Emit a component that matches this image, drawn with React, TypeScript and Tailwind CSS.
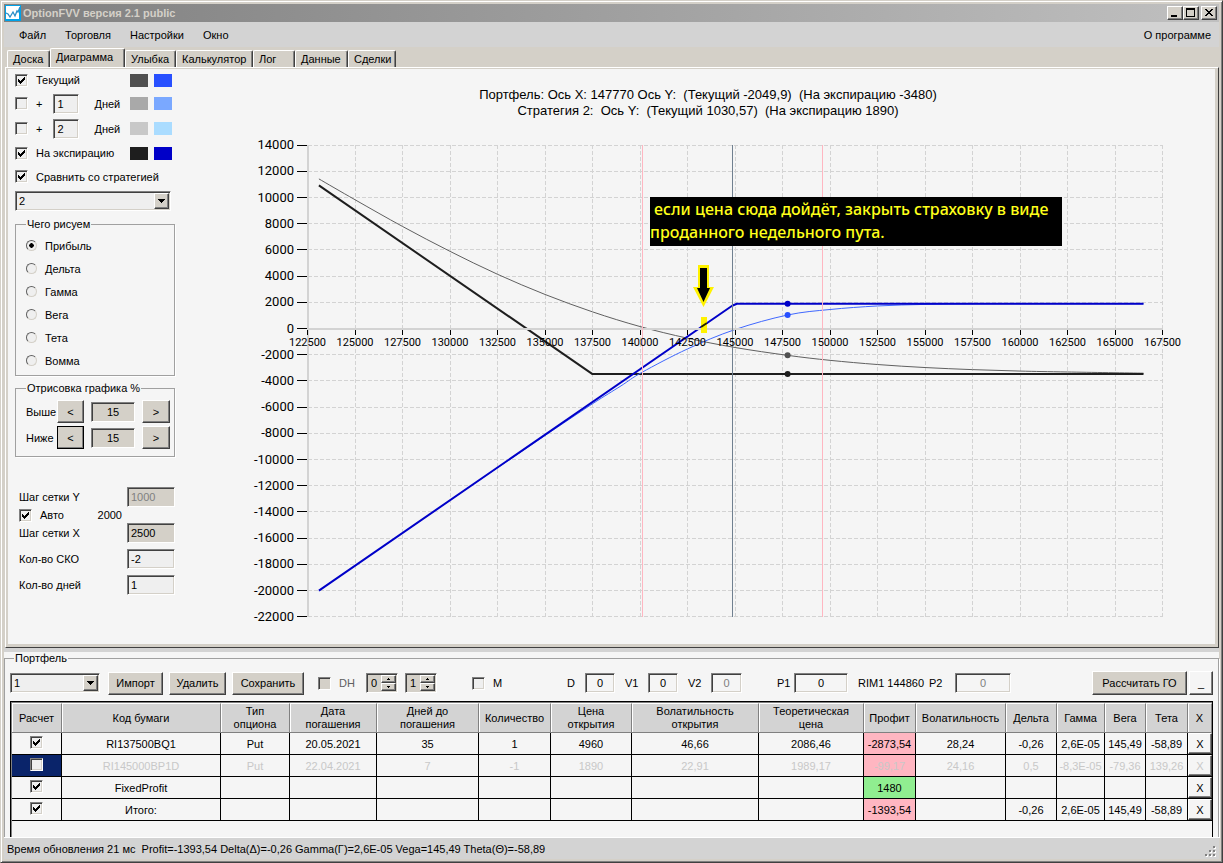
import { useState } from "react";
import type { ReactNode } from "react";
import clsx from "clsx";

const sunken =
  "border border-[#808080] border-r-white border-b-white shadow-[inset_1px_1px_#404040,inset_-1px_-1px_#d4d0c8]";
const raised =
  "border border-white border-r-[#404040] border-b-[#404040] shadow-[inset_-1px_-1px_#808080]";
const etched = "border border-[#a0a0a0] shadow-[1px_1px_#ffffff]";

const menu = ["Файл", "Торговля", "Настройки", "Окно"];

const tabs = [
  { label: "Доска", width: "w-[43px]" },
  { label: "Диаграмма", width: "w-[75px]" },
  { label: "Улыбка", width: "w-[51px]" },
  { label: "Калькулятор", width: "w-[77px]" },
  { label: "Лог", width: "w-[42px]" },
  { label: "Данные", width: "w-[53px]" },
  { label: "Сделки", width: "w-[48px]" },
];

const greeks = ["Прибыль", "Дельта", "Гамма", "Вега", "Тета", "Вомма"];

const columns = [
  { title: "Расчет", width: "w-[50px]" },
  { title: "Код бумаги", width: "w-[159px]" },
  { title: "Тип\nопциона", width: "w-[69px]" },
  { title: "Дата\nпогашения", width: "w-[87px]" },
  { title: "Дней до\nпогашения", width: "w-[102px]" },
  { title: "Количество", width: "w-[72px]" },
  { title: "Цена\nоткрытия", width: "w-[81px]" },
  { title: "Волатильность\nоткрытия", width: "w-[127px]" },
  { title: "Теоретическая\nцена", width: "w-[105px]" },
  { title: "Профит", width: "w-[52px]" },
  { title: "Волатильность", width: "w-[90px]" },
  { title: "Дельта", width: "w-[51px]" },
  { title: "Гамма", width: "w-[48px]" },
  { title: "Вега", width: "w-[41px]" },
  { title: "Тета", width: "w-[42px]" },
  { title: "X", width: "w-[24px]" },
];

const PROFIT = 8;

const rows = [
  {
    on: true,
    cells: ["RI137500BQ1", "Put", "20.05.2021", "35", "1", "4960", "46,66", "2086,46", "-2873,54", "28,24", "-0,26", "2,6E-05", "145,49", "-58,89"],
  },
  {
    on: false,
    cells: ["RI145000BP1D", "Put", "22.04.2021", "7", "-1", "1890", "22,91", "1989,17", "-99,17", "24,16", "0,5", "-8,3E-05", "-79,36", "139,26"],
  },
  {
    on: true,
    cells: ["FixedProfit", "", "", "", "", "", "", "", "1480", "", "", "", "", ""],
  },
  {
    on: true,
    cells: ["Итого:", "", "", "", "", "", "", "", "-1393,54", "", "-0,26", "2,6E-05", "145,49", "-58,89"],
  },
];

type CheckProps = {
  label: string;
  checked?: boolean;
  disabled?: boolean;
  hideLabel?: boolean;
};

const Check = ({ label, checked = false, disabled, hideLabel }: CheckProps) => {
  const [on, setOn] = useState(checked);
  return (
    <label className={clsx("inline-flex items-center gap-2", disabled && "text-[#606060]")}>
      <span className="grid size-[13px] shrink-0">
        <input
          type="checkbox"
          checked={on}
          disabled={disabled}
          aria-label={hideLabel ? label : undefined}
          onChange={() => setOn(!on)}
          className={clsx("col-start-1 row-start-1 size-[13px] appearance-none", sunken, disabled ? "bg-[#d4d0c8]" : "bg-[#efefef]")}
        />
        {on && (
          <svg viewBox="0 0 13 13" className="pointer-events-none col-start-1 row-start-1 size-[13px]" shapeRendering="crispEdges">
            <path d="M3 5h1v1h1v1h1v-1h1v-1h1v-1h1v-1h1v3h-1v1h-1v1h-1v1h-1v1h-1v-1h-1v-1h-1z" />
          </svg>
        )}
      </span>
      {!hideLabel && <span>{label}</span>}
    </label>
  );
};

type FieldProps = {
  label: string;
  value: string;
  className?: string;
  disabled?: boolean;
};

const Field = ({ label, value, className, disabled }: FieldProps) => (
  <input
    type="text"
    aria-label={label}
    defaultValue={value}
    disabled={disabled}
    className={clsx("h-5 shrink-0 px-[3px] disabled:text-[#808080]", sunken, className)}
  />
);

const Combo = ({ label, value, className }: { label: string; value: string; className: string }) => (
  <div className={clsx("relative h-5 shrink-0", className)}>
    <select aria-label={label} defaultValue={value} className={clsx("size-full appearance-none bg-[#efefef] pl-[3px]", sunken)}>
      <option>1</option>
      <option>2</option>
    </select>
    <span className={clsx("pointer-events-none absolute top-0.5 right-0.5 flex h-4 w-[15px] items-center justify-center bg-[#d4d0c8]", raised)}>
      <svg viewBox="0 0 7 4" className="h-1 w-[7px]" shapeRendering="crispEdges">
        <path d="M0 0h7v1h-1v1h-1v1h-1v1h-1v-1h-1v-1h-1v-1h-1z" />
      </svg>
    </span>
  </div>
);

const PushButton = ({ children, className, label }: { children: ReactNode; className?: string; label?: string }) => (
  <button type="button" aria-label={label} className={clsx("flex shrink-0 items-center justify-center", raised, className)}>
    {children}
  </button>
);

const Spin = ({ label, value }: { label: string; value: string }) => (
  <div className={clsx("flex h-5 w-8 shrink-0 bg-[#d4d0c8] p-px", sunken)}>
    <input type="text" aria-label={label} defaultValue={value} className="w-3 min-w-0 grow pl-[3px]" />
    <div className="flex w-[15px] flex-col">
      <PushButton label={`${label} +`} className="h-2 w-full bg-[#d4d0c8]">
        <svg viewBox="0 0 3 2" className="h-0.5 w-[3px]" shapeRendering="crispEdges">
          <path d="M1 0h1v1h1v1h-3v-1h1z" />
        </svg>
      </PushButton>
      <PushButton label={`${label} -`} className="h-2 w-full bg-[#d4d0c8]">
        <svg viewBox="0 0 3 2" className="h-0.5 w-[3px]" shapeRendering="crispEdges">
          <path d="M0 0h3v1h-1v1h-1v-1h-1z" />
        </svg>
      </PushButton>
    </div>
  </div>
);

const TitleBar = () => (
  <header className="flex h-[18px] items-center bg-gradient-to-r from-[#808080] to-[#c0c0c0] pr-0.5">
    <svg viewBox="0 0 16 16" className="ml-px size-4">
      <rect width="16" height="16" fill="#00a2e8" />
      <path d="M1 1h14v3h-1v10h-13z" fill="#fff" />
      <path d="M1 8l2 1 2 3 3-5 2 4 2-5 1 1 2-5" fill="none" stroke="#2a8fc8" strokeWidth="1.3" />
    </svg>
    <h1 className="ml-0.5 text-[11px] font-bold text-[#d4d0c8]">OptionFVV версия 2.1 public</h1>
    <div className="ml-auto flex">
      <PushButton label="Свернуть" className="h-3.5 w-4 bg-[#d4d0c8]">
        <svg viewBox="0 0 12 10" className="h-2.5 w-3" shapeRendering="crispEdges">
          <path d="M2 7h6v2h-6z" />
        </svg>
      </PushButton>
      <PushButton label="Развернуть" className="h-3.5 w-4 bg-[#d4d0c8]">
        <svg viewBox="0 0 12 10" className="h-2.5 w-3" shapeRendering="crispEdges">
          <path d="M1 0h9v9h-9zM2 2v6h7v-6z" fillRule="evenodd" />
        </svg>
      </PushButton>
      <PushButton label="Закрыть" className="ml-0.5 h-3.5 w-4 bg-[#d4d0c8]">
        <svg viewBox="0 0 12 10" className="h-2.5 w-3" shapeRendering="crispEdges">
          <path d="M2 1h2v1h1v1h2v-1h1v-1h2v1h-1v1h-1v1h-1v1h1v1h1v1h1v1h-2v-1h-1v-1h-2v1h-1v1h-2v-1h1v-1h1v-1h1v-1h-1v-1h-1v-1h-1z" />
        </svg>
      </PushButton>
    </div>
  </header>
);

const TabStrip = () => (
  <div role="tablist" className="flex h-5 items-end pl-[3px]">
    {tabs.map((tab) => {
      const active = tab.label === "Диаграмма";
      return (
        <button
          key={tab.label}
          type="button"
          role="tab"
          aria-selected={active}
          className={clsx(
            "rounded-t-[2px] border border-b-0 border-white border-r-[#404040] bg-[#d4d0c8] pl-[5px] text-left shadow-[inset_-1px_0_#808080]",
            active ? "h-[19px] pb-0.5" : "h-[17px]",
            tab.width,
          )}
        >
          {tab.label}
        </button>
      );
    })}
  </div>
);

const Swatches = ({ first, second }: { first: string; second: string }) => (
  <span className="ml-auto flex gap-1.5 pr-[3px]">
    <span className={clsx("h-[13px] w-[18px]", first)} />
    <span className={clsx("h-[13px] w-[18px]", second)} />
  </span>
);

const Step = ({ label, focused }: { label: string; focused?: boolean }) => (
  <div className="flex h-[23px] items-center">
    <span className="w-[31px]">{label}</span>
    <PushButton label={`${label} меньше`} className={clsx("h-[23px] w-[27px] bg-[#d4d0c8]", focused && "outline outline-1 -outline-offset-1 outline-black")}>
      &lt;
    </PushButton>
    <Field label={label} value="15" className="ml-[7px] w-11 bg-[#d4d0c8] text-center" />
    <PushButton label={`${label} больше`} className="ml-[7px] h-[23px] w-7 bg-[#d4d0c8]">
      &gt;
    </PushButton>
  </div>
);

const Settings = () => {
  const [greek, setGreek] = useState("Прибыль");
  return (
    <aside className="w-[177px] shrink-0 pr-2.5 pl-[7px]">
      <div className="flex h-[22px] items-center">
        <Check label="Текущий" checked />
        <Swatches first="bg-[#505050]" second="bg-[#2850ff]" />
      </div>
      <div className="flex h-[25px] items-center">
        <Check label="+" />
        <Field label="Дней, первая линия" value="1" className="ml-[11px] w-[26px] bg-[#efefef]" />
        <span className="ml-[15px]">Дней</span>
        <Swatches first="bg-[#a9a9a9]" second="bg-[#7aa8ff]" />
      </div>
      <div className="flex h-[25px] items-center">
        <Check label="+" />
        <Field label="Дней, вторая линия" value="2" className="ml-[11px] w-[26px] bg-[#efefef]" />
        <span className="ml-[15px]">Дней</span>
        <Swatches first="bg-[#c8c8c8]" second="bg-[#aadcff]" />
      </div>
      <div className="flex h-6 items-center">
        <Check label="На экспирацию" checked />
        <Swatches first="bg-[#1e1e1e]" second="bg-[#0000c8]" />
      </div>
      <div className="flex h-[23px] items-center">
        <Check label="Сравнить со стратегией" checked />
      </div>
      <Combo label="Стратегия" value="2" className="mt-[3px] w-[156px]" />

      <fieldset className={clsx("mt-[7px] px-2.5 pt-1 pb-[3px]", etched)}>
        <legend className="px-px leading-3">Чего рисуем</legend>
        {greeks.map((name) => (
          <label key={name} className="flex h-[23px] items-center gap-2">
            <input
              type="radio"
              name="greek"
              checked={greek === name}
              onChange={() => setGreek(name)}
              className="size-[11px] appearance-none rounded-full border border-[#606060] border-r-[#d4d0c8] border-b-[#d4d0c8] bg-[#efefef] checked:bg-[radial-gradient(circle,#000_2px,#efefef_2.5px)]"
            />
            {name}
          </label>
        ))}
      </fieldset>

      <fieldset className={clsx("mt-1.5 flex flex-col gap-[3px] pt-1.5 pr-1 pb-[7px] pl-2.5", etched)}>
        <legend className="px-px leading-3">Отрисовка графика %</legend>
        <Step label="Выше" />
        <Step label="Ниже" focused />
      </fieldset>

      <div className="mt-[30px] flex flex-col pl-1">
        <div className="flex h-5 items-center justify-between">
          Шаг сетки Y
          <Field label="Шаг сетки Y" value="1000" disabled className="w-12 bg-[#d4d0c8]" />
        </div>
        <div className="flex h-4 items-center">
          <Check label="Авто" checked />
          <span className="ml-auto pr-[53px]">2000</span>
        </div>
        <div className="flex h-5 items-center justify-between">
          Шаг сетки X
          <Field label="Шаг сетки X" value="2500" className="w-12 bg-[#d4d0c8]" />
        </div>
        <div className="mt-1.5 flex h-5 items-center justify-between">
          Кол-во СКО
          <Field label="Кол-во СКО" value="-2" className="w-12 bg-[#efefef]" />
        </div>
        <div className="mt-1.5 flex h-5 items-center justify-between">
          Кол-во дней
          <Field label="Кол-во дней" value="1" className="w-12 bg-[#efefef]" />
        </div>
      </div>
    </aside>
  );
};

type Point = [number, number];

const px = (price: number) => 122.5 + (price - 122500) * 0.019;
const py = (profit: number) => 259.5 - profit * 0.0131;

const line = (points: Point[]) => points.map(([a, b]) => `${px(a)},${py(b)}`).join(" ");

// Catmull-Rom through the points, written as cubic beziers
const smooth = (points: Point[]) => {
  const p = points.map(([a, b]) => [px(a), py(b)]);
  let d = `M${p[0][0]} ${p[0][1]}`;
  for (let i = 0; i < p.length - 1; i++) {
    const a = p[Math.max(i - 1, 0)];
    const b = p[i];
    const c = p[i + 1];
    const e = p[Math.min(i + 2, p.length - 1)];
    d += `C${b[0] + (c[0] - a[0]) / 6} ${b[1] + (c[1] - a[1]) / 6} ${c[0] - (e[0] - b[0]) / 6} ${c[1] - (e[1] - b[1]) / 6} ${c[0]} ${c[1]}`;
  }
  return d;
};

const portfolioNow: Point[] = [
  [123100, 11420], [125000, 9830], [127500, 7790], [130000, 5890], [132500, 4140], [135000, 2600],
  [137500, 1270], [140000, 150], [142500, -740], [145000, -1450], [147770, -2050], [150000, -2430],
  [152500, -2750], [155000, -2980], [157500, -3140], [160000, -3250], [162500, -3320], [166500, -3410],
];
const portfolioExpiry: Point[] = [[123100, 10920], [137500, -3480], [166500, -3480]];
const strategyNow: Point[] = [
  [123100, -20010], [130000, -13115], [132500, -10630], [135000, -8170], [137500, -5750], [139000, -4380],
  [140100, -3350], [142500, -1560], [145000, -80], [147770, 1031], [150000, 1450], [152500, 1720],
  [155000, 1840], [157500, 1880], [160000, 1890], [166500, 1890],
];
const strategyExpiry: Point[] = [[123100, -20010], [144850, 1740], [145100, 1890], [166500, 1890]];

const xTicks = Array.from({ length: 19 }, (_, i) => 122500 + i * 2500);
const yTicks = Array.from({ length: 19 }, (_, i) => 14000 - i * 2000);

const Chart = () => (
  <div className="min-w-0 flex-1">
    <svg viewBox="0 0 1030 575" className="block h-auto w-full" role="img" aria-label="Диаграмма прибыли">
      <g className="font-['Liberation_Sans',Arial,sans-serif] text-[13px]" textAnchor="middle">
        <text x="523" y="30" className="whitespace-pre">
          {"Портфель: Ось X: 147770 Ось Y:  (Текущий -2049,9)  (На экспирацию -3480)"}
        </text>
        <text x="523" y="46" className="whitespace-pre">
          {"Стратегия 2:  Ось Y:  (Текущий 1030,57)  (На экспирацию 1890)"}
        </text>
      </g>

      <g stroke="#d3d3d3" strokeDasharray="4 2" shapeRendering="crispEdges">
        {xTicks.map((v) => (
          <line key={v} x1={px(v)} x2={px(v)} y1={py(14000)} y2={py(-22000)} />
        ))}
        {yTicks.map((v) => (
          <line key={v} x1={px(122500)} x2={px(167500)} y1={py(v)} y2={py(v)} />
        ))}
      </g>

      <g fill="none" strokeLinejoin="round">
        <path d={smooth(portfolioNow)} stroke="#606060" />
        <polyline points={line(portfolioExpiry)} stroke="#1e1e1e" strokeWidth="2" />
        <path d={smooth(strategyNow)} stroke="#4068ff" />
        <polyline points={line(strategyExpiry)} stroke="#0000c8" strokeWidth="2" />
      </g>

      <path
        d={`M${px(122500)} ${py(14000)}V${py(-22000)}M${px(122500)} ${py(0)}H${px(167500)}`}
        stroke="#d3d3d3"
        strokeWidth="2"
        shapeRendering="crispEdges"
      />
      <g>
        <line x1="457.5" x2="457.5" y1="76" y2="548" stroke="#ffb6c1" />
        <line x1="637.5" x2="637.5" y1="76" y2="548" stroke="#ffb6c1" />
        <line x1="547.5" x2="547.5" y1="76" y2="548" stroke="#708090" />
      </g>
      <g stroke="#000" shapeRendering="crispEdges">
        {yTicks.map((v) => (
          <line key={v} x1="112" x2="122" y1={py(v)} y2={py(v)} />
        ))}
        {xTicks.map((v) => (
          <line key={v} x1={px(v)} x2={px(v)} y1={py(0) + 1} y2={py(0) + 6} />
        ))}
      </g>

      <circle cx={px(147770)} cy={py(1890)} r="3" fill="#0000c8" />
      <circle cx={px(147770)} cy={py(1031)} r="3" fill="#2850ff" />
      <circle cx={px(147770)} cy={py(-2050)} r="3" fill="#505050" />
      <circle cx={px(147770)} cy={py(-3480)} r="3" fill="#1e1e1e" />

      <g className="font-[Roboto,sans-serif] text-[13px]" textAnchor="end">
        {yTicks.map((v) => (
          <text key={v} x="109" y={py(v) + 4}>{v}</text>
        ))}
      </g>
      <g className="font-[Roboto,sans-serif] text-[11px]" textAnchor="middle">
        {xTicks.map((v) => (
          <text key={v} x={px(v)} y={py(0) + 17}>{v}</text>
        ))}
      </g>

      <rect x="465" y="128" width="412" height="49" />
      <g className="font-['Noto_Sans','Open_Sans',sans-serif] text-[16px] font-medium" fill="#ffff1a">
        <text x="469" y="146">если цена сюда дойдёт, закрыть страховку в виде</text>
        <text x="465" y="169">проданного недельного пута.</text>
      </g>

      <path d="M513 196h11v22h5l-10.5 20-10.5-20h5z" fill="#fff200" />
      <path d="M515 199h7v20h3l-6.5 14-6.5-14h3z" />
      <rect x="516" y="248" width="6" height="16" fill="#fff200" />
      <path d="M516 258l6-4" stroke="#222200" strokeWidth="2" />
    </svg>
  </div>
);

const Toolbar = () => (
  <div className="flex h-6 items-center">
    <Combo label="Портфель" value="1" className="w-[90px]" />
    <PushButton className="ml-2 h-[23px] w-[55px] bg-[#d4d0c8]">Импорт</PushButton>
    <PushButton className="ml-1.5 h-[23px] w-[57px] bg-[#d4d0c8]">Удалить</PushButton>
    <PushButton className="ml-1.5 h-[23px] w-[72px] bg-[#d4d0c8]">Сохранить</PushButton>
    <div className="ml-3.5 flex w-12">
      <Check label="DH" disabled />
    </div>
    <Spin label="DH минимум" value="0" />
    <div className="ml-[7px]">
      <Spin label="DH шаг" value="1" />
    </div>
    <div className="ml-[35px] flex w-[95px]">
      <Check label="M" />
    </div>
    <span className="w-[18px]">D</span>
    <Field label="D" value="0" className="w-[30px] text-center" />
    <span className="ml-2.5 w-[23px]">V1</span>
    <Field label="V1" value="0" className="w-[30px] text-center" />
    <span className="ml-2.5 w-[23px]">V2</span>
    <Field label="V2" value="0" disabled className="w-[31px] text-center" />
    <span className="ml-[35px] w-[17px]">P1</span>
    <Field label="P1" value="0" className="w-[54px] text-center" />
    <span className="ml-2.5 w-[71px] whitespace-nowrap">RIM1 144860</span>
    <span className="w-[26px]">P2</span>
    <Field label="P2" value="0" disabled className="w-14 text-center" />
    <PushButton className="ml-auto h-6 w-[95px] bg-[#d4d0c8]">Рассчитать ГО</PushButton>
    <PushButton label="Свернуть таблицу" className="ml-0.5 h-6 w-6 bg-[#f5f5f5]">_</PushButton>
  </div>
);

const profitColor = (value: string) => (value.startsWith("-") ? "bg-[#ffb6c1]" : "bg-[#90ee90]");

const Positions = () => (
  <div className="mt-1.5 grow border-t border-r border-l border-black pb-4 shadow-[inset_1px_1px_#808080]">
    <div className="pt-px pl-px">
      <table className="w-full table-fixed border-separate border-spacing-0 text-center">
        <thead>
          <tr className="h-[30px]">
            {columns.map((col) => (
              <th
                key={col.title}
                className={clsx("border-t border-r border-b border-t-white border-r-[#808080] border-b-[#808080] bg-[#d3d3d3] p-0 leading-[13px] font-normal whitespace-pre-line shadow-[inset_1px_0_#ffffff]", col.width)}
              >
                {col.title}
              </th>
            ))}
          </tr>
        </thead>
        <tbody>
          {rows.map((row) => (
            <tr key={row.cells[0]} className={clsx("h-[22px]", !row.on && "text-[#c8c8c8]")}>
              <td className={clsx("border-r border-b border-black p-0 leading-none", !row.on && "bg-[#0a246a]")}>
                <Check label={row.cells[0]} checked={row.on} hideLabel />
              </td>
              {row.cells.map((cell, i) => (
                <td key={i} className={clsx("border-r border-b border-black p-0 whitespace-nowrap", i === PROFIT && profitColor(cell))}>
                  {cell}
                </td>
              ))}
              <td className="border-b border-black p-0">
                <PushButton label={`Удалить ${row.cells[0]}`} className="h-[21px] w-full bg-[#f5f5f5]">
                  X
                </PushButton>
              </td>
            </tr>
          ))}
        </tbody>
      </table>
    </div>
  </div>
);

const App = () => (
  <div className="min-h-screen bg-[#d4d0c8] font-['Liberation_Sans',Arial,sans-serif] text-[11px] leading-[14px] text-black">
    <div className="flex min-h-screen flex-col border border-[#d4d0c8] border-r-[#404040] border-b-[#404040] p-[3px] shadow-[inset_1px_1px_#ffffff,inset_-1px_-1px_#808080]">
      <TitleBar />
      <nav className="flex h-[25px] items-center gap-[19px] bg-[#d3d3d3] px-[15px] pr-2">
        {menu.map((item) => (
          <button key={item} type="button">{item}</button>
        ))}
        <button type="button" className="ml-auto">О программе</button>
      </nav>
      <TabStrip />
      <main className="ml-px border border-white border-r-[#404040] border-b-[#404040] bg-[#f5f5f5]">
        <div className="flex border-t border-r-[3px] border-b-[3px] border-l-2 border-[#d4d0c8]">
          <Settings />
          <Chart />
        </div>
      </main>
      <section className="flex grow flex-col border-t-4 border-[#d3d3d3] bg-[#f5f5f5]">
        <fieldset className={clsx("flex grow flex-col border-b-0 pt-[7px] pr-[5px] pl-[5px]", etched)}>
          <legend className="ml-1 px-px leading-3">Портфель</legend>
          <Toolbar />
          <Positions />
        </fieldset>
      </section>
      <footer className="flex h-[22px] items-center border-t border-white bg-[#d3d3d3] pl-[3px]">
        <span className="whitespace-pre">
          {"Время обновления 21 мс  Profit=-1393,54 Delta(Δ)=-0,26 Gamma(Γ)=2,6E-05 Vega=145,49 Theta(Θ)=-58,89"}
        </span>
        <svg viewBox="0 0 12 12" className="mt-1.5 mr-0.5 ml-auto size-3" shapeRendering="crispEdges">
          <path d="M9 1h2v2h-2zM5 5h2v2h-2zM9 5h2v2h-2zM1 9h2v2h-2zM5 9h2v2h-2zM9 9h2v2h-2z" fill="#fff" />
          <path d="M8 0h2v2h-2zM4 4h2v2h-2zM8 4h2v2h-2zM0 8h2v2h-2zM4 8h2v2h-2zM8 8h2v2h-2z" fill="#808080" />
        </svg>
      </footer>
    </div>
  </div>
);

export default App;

--- --- ---

PROBLEM TO WORK ON: Give again exactly the lines running from the beginning of the material above through the line that contains "const PROFIT = 8;", and leave out every picture.

EXERCISE ANSWER:
Emit a component that matches this image, drawn with React, TypeScript and Tailwind CSS.
import { useState } from "react";
import type { ReactNode } from "react";
import clsx from "clsx";

const sunken =
  "border border-[#808080] border-r-white border-b-white shadow-[inset_1px_1px_#404040,inset_-1px_-1px_#d4d0c8]";
const raised =
  "border border-white border-r-[#404040] border-b-[#404040] shadow-[inset_-1px_-1px_#808080]";
const etched = "border border-[#a0a0a0] shadow-[1px_1px_#ffffff]";

const menu = ["Файл", "Торговля", "Настройки", "Окно"];

const tabs = [
  { label: "Доска", width: "w-[43px]" },
  { label: "Диаграмма", width: "w-[75px]" },
  { label: "Улыбка", width: "w-[51px]" },
  { label: "Калькулятор", width: "w-[77px]" },
  { label: "Лог", width: "w-[42px]" },
  { label: "Данные", width: "w-[53px]" },
  { label: "Сделки", width: "w-[48px]" },
];

const greeks = ["Прибыль", "Дельта", "Гамма", "Вега", "Тета", "Вомма"];

const columns = [
  { title: "Расчет", width: "w-[50px]" },
  { title: "Код бумаги", width: "w-[159px]" },
  { title: "Тип\nопциона", width: "w-[69px]" },
  { title: "Дата\nпогашения", width: "w-[87px]" },
  { title: "Дней до\nпогашения", width: "w-[102px]" },
  { title: "Количество", width: "w-[72px]" },
  { title: "Цена\nоткрытия", width: "w-[81px]" },
  { title: "Волатильность\nоткрытия", width: "w-[127px]" },
  { title: "Теоретическая\nцена", width: "w-[105px]" },
  { title: "Профит", width: "w-[52px]" },
  { title: "Волатильность", width: "w-[90px]" },
  { title: "Дельта", width: "w-[51px]" },
  { title: "Гамма", width: "w-[48px]" },
  { title: "Вега", width: "w-[41px]" },
  { title: "Тета", width: "w-[42px]" },
  { title: "X", width: "w-[24px]" },
];

const PROFIT = 8;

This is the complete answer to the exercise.